When the time came to write a project closure report, I turned to that the tried and trusted MS Word. This choice was influenced by the audience to which the report was targeted – colleagues in school. The majority are still more comfortable reading from the printed word and this format would enable them to do just that should they so choose. It has features which support the drafting of such a document and is relatively easy to distribute.
Study reports invariably close with a bibliography.
For a while now my weapon of choice for recording references has been Zotero. Since it went online, it became a whole lot better. I like it’s integration with my browser (FireFox) and that if the online location of a particular resource (book, academic paper, journal, website, video) has been incorporated into one of Zotero’s translator module, information can be pulled directly into the right fields needed for correct citation . . . all with one click. By creating an online account, each reference you create in your own bibliographic library is synchronized online. By using the tags feature, all references relevant to this module can then be surfaced through a filter to generate a list of all the references. Although Zotero can generate a Harvard (or many other) listing which can be pasted into a traditional report, I elected to stick with the online version which doesn’t have traditional layout, but does have all the necessary information, together with the bonus of active links direct to the resource, assuming it is on the web.

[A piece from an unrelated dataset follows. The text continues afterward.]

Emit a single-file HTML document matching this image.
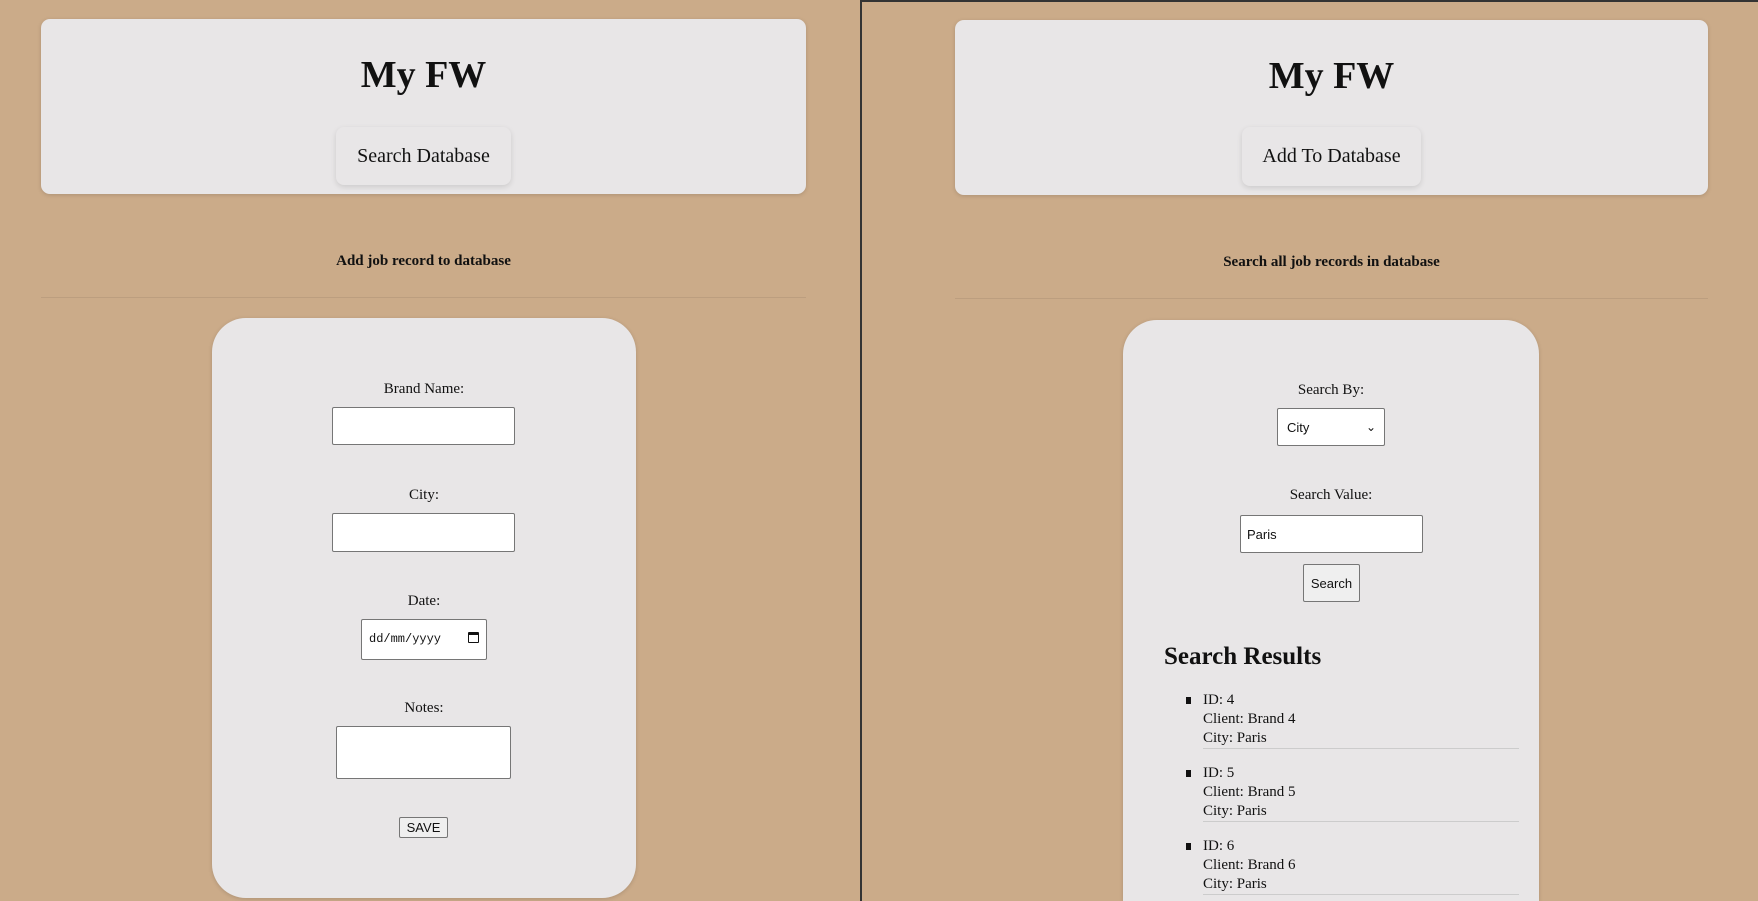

Does my case study report fit the normal conventions for submissions of this type? Probably not. But by being given the freedom to make a submission using the tools of my choice, I’ve certainly chosen to explore other options and consequently learned more in the process. Perhaps there’s something for us to learn in schools; when are we going to start insisting that the tail of examination procedures and processes shouldn’t be wagging the dog that’s pupil learning?